── Record set

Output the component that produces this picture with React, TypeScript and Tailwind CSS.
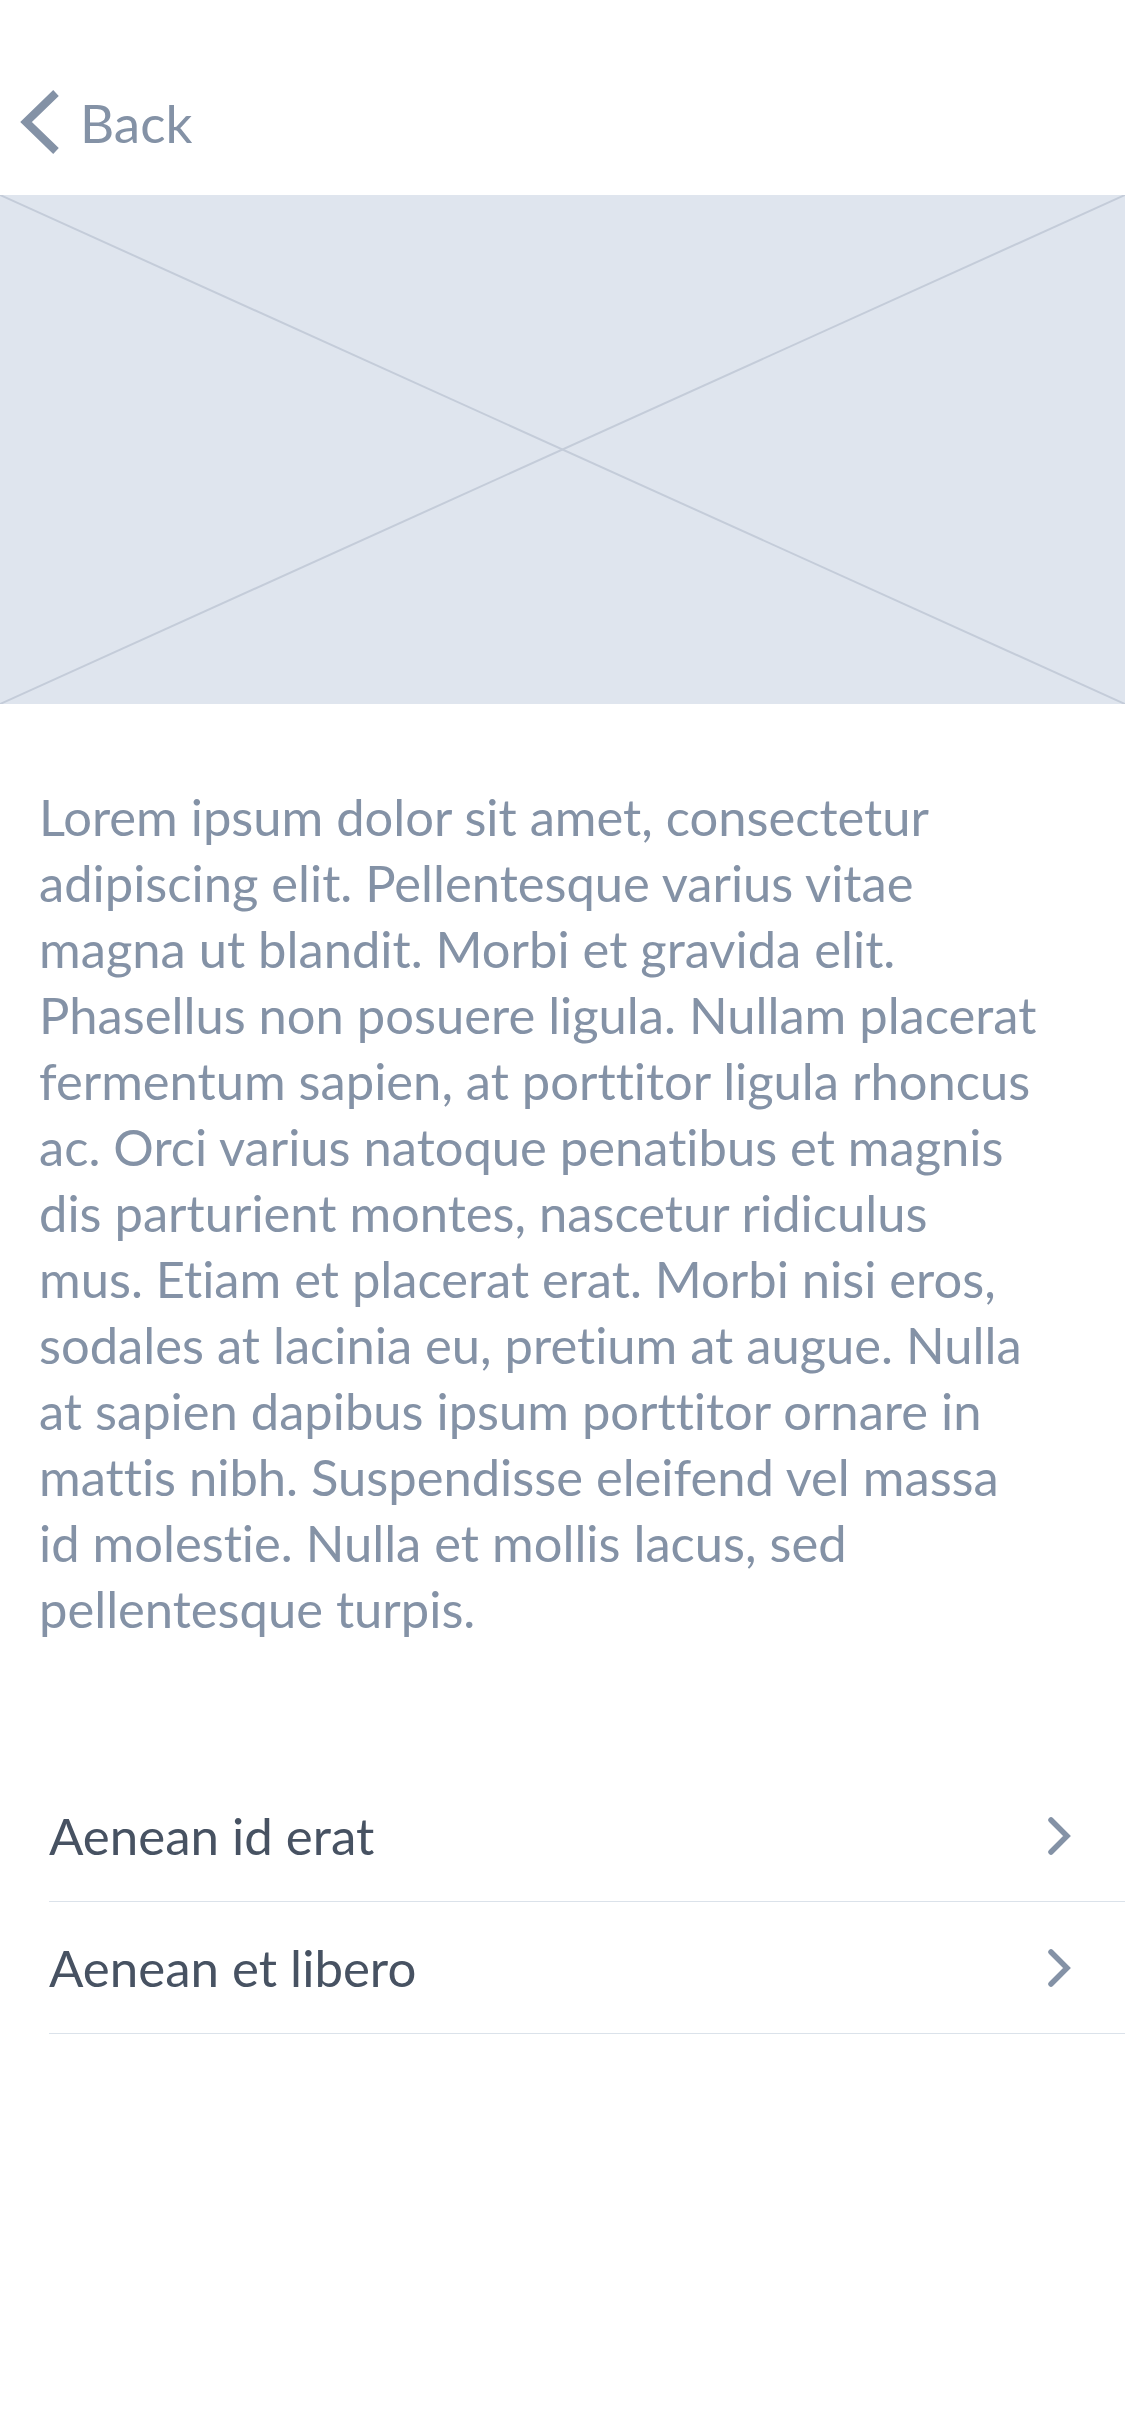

────
── Record set

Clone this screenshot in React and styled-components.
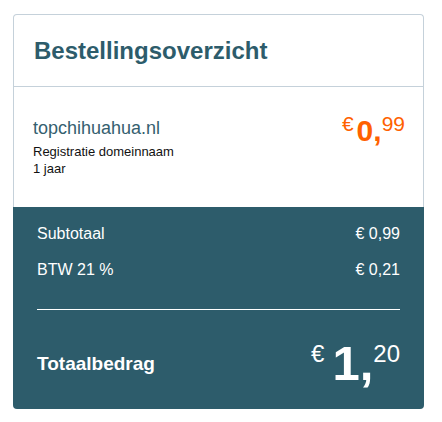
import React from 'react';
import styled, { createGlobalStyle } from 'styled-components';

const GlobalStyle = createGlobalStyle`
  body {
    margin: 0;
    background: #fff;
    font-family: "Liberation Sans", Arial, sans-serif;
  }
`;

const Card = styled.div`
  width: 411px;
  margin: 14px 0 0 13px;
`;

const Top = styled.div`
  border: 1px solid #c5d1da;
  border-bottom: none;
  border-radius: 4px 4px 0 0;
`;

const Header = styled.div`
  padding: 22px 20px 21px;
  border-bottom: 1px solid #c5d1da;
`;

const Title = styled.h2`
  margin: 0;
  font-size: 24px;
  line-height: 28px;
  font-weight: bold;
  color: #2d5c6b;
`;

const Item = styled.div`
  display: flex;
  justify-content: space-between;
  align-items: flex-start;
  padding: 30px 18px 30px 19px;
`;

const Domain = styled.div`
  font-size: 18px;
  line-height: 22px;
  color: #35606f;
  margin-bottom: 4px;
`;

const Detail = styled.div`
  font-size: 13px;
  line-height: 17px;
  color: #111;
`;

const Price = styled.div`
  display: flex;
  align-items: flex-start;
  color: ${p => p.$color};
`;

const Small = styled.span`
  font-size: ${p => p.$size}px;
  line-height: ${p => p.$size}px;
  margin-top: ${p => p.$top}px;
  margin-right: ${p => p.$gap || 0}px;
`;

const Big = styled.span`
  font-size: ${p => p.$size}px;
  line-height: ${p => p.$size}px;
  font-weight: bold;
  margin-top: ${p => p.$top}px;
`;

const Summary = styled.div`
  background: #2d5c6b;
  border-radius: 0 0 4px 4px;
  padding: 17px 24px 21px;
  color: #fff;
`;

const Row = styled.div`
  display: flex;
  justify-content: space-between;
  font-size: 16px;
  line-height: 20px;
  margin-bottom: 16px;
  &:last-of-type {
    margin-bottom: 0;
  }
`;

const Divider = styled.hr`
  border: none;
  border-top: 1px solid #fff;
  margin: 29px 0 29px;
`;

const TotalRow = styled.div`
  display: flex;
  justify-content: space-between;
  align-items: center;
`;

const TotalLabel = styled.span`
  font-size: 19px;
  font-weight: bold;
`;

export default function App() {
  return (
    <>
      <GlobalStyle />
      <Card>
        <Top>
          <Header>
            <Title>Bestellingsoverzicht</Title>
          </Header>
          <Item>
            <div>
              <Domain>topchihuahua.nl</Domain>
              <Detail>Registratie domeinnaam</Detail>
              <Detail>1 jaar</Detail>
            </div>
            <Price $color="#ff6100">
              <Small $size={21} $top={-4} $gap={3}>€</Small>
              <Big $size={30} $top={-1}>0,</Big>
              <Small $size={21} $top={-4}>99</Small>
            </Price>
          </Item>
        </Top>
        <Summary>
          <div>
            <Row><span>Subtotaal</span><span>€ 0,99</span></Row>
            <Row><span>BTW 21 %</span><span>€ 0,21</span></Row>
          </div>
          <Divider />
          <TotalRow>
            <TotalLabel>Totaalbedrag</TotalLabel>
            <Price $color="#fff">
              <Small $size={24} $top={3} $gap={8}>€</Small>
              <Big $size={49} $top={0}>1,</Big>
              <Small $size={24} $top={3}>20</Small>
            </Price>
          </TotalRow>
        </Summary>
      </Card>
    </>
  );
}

────

• Exercise goal
Filter the entries down to the lines containing "components". Copy each of those lines.

• Written response
Clone this screenshot in React and styled-components.
import styled, { createGlobalStyle } from 'styled-components';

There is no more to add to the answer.